20 Jan 2021 3 minute read
How a Progressive Alliance would turn out – according to Best for Britain

All but one of Wales’ Conservative MPs would be ousted at the next Westminster election if Labour, the Liberal Democrats, Greens and Plaid Cymru formed a ‘Progressive Alliance’, a campaign group have claimed.

Best for Britain said that according to their analysis only one Conservative MP – Craig Williams in Montgomeryshire – would keep his seat if the plan went ahead.

A Labour-less pro-Remain alliance between Lib Dems, Greens and Plaid Cymru at the 2019 election failed to make any headway, winning none of their target seats as the Conservatives gained six seats.
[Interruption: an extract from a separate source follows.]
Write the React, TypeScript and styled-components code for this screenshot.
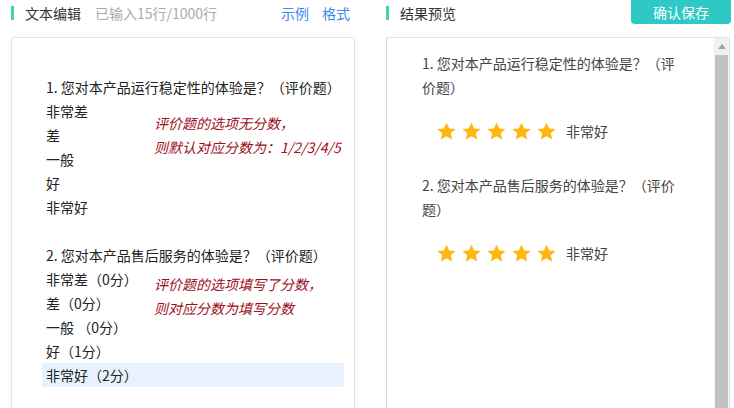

But Best for Britain claim that such a pan-UK scheme at the next election would hand Ynys Môn to Plaid Cymru, and 13 other seats, including Bridgend, the two Pembrokeshire constituancies and all the seat in the north-west, to Labour.

Overall, Labour would win up to 351 seats by working with other internationalist parties at the next election, Best for Britain said.

‘Must be open’

“Labour has done well to rebuild since last year’s election collapse, but as things stand they will need the support of other parties to make a return to government in 2024,” Best for Britain CEO Naomi Smith said.

“This reliance is even clearer when you add Nigel Farage’s Reform UK party into the picture, previous iterations of which have stood aside for Conservative candidates over the last two elections in a show of nativist unity.

“If Keir Starmer wants a shot at No 10 in three years, the party must be open to working with the Greens and Lib Dems, particularly given the impending constituency boundary changes and SNP strength north of the border.”

For the purpose of this analysis, Best for Britain assumed that 88% of Labour, Liberal Democrat, Green and SNP/Plaid Cymru votes would break to the leading opposition party in the event of a pact, with 7% being redistributed to the Conservatives and a further 5% would be unwilling to change their vote (in a ‘no pact’ scenario this does not apply).

Their analysis was based on polling analysis of how votes break between parties undertaken by YouGov/Best for Britain prior to the 2019 GE. Best for Britain also assumed that the Brexit Party vote in focaldata’s poll will be replicated by the Reform Party.

MRP Poll conducted by Focaldata. Total sample size was 22,186 adults. Fieldwork was undertaken between 4th – 29th December 2020.